Bell Labs still exists today as the research core of Lucent, a spinoff of AT&T that still does a lot of fundamental research: more than 10 percent of Lucent's revenues are spent on R&D. That's about the same percentage as Google, the content giant whose revenues and earnings have soared beyond its competitors in recent months. Yahoo also chips in about 10 percent of their budget to R&D, but the "potato heads" working on basic research that can morph into viable content technologies seem to leverage the geekish Google culture more easily to bring truly innovative approaches to content to the marketplace. Google R&D gives us such features as Google Base, an accidentally previewed online database platform that is a breakthrough for people wanting to provide structured online content without dealing with the ugly bits of database technology.  Basic stuff - huge potential impact.

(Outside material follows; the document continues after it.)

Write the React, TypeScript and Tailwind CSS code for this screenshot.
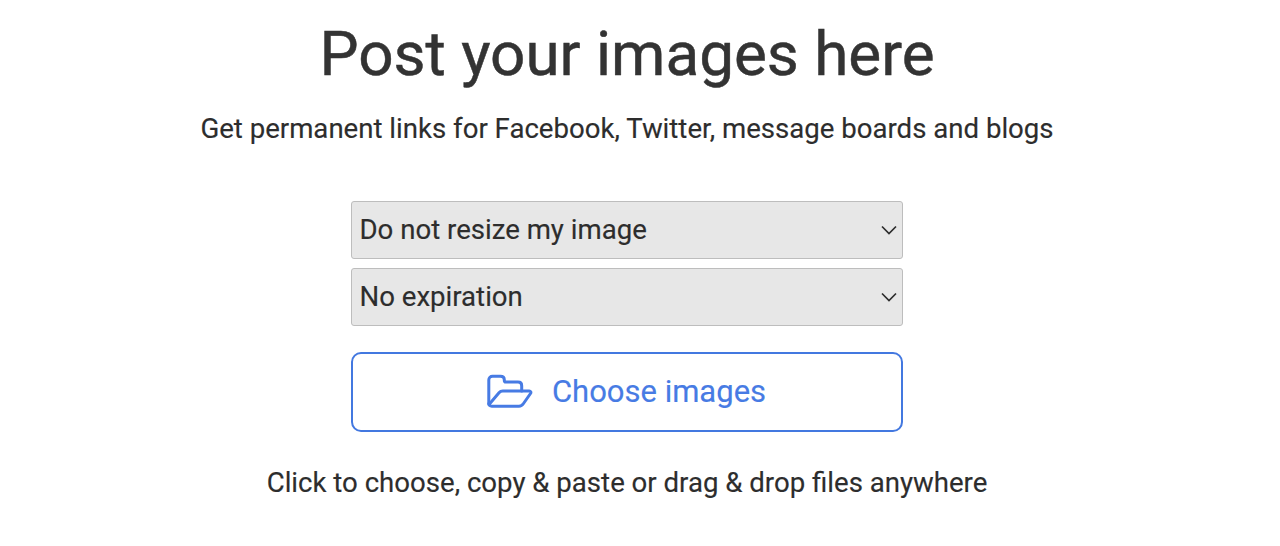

Compare and contrast this approach with most major publishers and aggregators, which are largely consumers of content technology. While there are R&D efforts of sorts at these companies they are very tactical generally and represent half or less of what a Google or Yahoo would spend. Today most content companies do not bother to break out R&D from other expenses in their reported financials - including Thomson Corp., which is contemplating what to do with excess cash on hand after last year's acquisition spree, as noted by the Globe and Mail. With companies like Google and Yahoo not afraid to spend such reserves on R&D, it's rather amazing that the question should come up at all. While publishers and aggregators benefit greatly from funding and acquiring startups with hot technology, waiting for others to come up with these hot ideas has developed into a bad habit for these companies. Acquisitions will take a company only so far in this environment: eventually only the innovators will have the cash to survive.

In this R&D-fed publishing environment, there are a few concepts for publishers and aggregators to consider - and to come to accept:

  • Freeway 101 is the new Fleet Street. Fleet Street's publishing culture in London died when its printing presses were shipped out to cheaper neighborhoods. A parallel migration has occurred in the U.S. as content technology companies in the San Francisco Bay area have become the foundries for the technologies that drive publishing. While U.S. publishing's power remains on the East Coast the industry's future has shifted inexorably to where the technology advances driving publishing live: in the Freeway 101 corridor. Having a data center or some developers in Silicon Valley is not the same as having your company's soul dipped in the advanced thinking that's driving the content industry to new heights of power and prosperity. Similar mergings of content and technology cultures can be seen forming in India and China as well. R&D funds have fused yet again the culture of content production and editorial capabilities into a new generation's bustling Fleet Street.
  • Remember your roots. It was not so long ago that publishers and aggregators really tried to push the limits of technology envelopes to service their clients. Eccentric machines from LexisNexis, Quotron and Bloomberg and other minicomputer delights from the 1970s and 1980s were truly innovative approaches to content creation and delivery that gave way to cheaper industry-standard implementations. Yet industry standards cannot drive innovation in and of themselves: the companies that learn most quickly how to exploit them and to drive standards for new product development are going to control content creation and licensing in today's markets. Just ask Apple's Steve Jobs, who now appears to be in a position to dictate pricing for music on his innovative iPods.
  • Dealmakers await their Indiana Jones moment. In the movie Raiders of the Lost Ark a villainous swordsman grins as he twirls his scimitar in anticipation of a swordfight with hero Indiana Jones - only to be plugged by a bullet from an annoyed Jones moments later. This year's pirouetting of deals by major magazine publishers seemed to be about as effective for addressing the long-term needs of content producers more focused on perfecting old forms of combat than on tooling up for truly innovative technologies and products. Some are pushing hard to get the right new community- and technology-driven products in their stables, but the majority of today's publishing dealmakers have just spent a year preparing an expensive coffin for their industry's hopes.

Upping R&D budgets to the levels that technology-driven publishers and aggregators like Google and Yahoo maintain would be seen as folly by many a content company CEO trying to benchmark their performance against similar companies for stock analysts and shareholders. Better to fund advancements through well-targeted technology acquisitions than to deal with the trickiness of trying to nurture a vibrant R&D culture in a publishing company, they would maintain. Perhaps they are right for now, but at some point the benchmark of what constitutes a successful content company in the eyes of analysts and shareholders is going to look a lot more like those companies willing to manage much stronger R&D components of their own. That may be a culture shift too radical for many of today's publishing entities to manage easily. The "potato heads" may not fit in with the seersucker and gin-and-tonic publishing crowd very well, but they may be the ones picking up their bar tabs for some time to come.